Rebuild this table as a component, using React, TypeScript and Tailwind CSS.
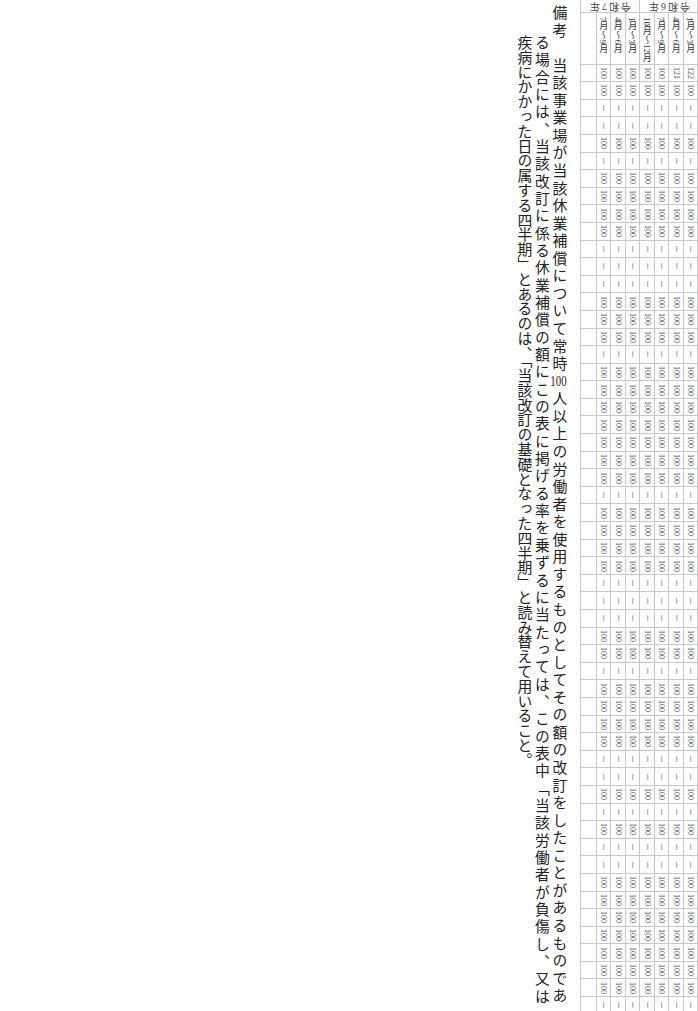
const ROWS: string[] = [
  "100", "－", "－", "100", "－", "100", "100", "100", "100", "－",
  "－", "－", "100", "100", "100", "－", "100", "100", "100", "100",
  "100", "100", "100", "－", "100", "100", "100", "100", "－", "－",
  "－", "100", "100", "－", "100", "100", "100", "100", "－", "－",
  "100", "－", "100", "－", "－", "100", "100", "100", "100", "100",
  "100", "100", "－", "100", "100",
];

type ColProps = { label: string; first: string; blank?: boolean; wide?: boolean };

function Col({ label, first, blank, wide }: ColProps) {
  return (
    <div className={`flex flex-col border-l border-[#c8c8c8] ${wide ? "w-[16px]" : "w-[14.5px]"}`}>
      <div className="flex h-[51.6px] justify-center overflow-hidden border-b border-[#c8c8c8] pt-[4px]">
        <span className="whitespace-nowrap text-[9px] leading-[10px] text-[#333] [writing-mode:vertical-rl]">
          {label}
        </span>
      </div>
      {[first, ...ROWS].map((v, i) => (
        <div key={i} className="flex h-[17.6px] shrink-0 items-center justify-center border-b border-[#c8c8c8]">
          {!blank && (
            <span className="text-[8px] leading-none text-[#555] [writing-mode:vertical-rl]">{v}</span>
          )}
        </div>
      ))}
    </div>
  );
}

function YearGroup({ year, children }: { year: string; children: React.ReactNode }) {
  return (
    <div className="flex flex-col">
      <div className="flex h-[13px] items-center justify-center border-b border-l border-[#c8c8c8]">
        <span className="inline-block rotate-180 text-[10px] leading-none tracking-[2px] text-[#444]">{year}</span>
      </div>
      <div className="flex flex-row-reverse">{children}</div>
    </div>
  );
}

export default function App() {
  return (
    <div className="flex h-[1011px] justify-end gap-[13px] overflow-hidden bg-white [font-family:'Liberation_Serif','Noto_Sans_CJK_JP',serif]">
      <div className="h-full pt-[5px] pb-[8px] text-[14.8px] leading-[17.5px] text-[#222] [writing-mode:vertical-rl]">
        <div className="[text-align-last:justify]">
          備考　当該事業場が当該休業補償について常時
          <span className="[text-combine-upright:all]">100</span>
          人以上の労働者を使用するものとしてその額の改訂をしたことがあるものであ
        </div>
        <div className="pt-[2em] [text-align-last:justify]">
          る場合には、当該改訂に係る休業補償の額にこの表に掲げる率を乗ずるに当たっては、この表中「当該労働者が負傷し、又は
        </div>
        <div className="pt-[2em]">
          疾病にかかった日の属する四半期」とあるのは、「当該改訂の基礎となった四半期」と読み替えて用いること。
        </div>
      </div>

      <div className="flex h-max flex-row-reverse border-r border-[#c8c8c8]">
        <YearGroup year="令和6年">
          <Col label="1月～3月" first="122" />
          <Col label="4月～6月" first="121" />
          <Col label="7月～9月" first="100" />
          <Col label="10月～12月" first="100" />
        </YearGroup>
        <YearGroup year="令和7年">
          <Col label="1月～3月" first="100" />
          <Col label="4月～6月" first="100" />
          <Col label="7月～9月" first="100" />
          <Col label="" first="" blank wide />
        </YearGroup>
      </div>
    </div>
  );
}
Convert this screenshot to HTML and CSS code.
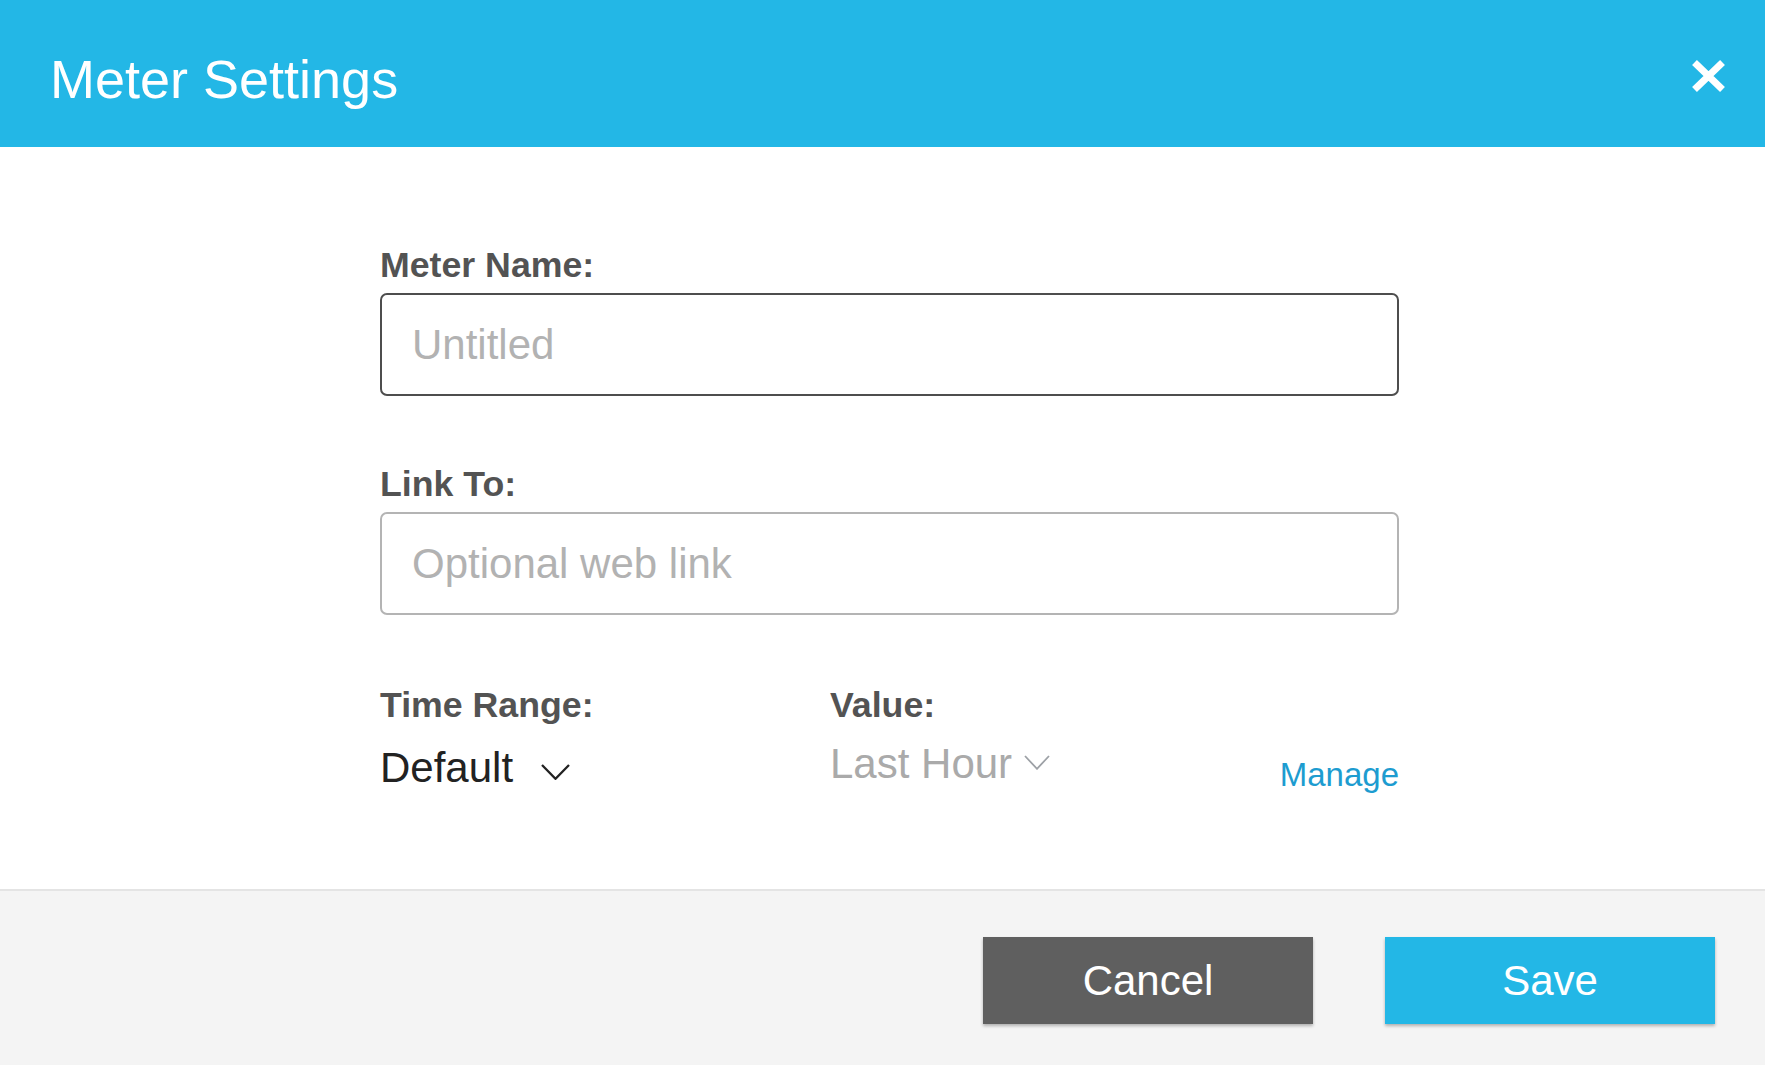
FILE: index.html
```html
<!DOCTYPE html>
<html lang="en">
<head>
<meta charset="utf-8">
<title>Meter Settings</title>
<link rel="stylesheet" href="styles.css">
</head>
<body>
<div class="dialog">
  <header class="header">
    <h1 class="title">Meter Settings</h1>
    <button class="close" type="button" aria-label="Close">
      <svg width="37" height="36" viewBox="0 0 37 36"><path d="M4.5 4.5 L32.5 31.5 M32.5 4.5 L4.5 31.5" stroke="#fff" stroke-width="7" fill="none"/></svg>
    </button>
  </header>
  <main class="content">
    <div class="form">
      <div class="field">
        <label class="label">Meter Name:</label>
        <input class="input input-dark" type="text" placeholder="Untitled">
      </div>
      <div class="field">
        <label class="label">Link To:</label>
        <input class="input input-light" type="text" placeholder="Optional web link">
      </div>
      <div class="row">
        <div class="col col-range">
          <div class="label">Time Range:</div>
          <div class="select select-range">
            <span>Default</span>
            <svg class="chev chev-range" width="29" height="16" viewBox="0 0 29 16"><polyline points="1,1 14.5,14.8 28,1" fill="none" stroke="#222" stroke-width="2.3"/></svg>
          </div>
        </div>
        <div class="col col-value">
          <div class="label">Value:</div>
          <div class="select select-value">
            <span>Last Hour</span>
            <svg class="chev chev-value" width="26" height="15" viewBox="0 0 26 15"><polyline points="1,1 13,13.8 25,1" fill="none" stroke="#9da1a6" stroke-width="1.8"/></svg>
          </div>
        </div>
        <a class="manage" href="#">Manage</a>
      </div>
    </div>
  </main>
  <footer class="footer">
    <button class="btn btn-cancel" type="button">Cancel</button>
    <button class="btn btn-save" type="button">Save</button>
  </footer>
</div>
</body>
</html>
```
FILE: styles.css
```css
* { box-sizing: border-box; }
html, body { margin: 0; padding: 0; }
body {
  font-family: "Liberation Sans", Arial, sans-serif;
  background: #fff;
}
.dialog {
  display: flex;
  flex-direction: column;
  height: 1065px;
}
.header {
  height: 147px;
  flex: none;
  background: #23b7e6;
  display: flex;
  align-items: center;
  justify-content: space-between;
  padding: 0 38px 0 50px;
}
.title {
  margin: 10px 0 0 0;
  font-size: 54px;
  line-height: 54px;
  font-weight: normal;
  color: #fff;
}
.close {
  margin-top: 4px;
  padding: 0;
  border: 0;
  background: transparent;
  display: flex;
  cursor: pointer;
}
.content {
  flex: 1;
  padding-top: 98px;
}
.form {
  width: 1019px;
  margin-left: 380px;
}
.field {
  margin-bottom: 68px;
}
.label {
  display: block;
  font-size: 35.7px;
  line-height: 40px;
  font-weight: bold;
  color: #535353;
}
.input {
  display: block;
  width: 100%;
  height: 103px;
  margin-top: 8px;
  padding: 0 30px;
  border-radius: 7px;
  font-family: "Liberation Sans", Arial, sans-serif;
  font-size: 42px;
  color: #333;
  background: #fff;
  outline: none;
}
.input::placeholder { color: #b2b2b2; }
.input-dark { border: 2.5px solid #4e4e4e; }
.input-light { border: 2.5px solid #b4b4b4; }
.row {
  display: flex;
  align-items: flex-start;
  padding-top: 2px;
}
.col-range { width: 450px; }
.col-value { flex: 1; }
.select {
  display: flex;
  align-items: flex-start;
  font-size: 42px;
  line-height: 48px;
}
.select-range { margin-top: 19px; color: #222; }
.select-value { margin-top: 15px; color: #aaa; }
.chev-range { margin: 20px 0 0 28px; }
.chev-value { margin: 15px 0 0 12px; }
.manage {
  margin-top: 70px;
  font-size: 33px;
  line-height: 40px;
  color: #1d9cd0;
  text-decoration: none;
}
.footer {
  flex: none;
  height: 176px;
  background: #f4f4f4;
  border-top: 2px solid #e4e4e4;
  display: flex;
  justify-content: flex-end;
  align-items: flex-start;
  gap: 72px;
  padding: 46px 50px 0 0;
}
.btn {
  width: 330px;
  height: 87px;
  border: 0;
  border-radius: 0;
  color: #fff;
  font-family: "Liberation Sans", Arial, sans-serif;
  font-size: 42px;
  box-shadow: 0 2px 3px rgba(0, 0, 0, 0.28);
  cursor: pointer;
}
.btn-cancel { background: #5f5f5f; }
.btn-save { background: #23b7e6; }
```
====
§ PROBLEM TO WORK ON
Each record above should come back exactly the same, only without its pictures.

§ RESPONSE
Rebuild this table as a component, using React, TypeScript and Tailwind CSS.
const ROWS: string[] = [
  "100", "－", "－", "100", "－", "100", "100", "100", "100", "－",
  "－", "－", "100", "100", "100", "－", "100", "100", "100", "100",
  "100", "100", "100", "－", "100", "100", "100", "100", "－", "－",
  "－", "100", "100", "－", "100", "100", "100", "100", "－", "－",
  "100", "－", "100", "－", "－", "100", "100", "100", "100", "100",
  "100", "100", "－", "100", "100",
];

type ColProps = { label: string; first: string; blank?: boolean; wide?: boolean };

function Col({ label, first, blank, wide }: ColProps) {
  return (
    <div className={`flex flex-col border-l border-[#c8c8c8] ${wide ? "w-[16px]" : "w-[14.5px]"}`}>
      <div className="flex h-[51.6px] justify-center overflow-hidden border-b border-[#c8c8c8] pt-[4px]">
        <span className="whitespace-nowrap text-[9px] leading-[10px] text-[#333] [writing-mode:vertical-rl]">
          {label}
        </span>
      </div>
      {[first, ...ROWS].map((v, i) => (
        <div key={i} className="flex h-[17.6px] shrink-0 items-center justify-center border-b border-[#c8c8c8]">
          {!blank && (
            <span className="text-[8px] leading-none text-[#555] [writing-mode:vertical-rl]">{v}</span>
          )}
        </div>
      ))}
    </div>
  );
}

function YearGroup({ year, children }: { year: string; children: React.ReactNode }) {
  return (
    <div className="flex flex-col">
      <div className="flex h-[13px] items-center justify-center border-b border-l border-[#c8c8c8]">
        <span className="inline-block rotate-180 text-[10px] leading-none tracking-[2px] text-[#444]">{year}</span>
      </div>
      <div className="flex flex-row-reverse">{children}</div>
    </div>
  );
}

export default function App() {
  return (
    <div className="flex h-[1011px] justify-end gap-[13px] overflow-hidden bg-white [font-family:'Liberation_Serif','Noto_Sans_CJK_JP',serif]">
      <div className="h-full pt-[5px] pb-[8px] text-[14.8px] leading-[17.5px] text-[#222] [writing-mode:vertical-rl]">
        <div className="[text-align-last:justify]">
          備考　当該事業場が当該休業補償について常時
          <span className="[text-combine-upright:all]">100</span>
          人以上の労働者を使用するものとしてその額の改訂をしたことがあるものであ
        </div>
        <div className="pt-[2em] [text-align-last:justify]">
          る場合には、当該改訂に係る休業補償の額にこの表に掲げる率を乗ずるに当たっては、この表中「当該労働者が負傷し、又は
        </div>
        <div className="pt-[2em]">
          疾病にかかった日の属する四半期」とあるのは、「当該改訂の基礎となった四半期」と読み替えて用いること。
        </div>
      </div>

      <div className="flex h-max flex-row-reverse border-r border-[#c8c8c8]">
        <YearGroup year="令和6年">
          <Col label="1月～3月" first="122" />
          <Col label="4月～6月" first="121" />
          <Col label="7月～9月" first="100" />
          <Col label="10月～12月" first="100" />
        </YearGroup>
        <YearGroup year="令和7年">
          <Col label="1月～3月" first="100" />
          <Col label="4月～6月" first="100" />
          <Col label="7月～9月" first="100" />
          <Col label="" first="" blank wide />
        </YearGroup>
      </div>
    </div>
  );
}
Convert this screenshot to HTML and CSS code.
FILE: index.html
```html
<!DOCTYPE html>
<html lang="en">
<head>
<meta charset="utf-8">
<title>Meter Settings</title>
<link rel="stylesheet" href="styles.css">
</head>
<body>
<div class="dialog">
  <header class="header">
    <h1 class="title">Meter Settings</h1>
    <button class="close" type="button" aria-label="Close">
      <svg width="37" height="36" viewBox="0 0 37 36"><path d="M4.5 4.5 L32.5 31.5 M32.5 4.5 L4.5 31.5" stroke="#fff" stroke-width="7" fill="none"/></svg>
    </button>
  </header>
  <main class="content">
    <div class="form">
      <div class="field">
        <label class="label">Meter Name:</label>
        <input class="input input-dark" type="text" placeholder="Untitled">
      </div>
      <div class="field">
        <label class="label">Link To:</label>
        <input class="input input-light" type="text" placeholder="Optional web link">
      </div>
      <div class="row">
        <div class="col col-range">
          <div class="label">Time Range:</div>
          <div class="select select-range">
            <span>Default</span>
            <svg class="chev chev-range" width="29" height="16" viewBox="0 0 29 16"><polyline points="1,1 14.5,14.8 28,1" fill="none" stroke="#222" stroke-width="2.3"/></svg>
          </div>
        </div>
        <div class="col col-value">
          <div class="label">Value:</div>
          <div class="select select-value">
            <span>Last Hour</span>
            <svg class="chev chev-value" width="26" height="15" viewBox="0 0 26 15"><polyline points="1,1 13,13.8 25,1" fill="none" stroke="#9da1a6" stroke-width="1.8"/></svg>
          </div>
        </div>
        <a class="manage" href="#">Manage</a>
      </div>
    </div>
  </main>
  <footer class="footer">
    <button class="btn btn-cancel" type="button">Cancel</button>
    <button class="btn btn-save" type="button">Save</button>
  </footer>
</div>
</body>
</html>
```
FILE: styles.css
```css
* { box-sizing: border-box; }
html, body { margin: 0; padding: 0; }
body {
  font-family: "Liberation Sans", Arial, sans-serif;
  background: #fff;
}
.dialog {
  display: flex;
  flex-direction: column;
  height: 1065px;
}
.header {
  height: 147px;
  flex: none;
  background: #23b7e6;
  display: flex;
  align-items: center;
  justify-content: space-between;
  padding: 0 38px 0 50px;
}
.title {
  margin: 10px 0 0 0;
  font-size: 54px;
  line-height: 54px;
  font-weight: normal;
  color: #fff;
}
.close {
  margin-top: 4px;
  padding: 0;
  border: 0;
  background: transparent;
  display: flex;
  cursor: pointer;
}
.content {
  flex: 1;
  padding-top: 98px;
}
.form {
  width: 1019px;
  margin-left: 380px;
}
.field {
  margin-bottom: 68px;
}
.label {
  display: block;
  font-size: 35.7px;
  line-height: 40px;
  font-weight: bold;
  color: #535353;
}
.input {
  display: block;
  width: 100%;
  height: 103px;
  margin-top: 8px;
  padding: 0 30px;
  border-radius: 7px;
  font-family: "Liberation Sans", Arial, sans-serif;
  font-size: 42px;
  color: #333;
  background: #fff;
  outline: none;
}
.input::placeholder { color: #b2b2b2; }
.input-dark { border: 2.5px solid #4e4e4e; }
.input-light { border: 2.5px solid #b4b4b4; }
.row {
  display: flex;
  align-items: flex-start;
  padding-top: 2px;
}
.col-range { width: 450px; }
.col-value { flex: 1; }
.select {
  display: flex;
  align-items: flex-start;
  font-size: 42px;
  line-height: 48px;
}
.select-range { margin-top: 19px; color: #222; }
.select-value { margin-top: 15px; color: #aaa; }
.chev-range { margin: 20px 0 0 28px; }
.chev-value { margin: 15px 0 0 12px; }
.manage {
  margin-top: 70px;
  font-size: 33px;
  line-height: 40px;
  color: #1d9cd0;
  text-decoration: none;
}
.footer {
  flex: none;
  height: 176px;
  background: #f4f4f4;
  border-top: 2px solid #e4e4e4;
  display: flex;
  justify-content: flex-end;
  align-items: flex-start;
  gap: 72px;
  padding: 46px 50px 0 0;
}
.btn {
  width: 330px;
  height: 87px;
  border: 0;
  border-radius: 0;
  color: #fff;
  font-family: "Liberation Sans", Arial, sans-serif;
  font-size: 42px;
  box-shadow: 0 2px 3px rgba(0, 0, 0, 0.28);
  cursor: pointer;
}
.btn-cancel { background: #5f5f5f; }
.btn-save { background: #23b7e6; }
```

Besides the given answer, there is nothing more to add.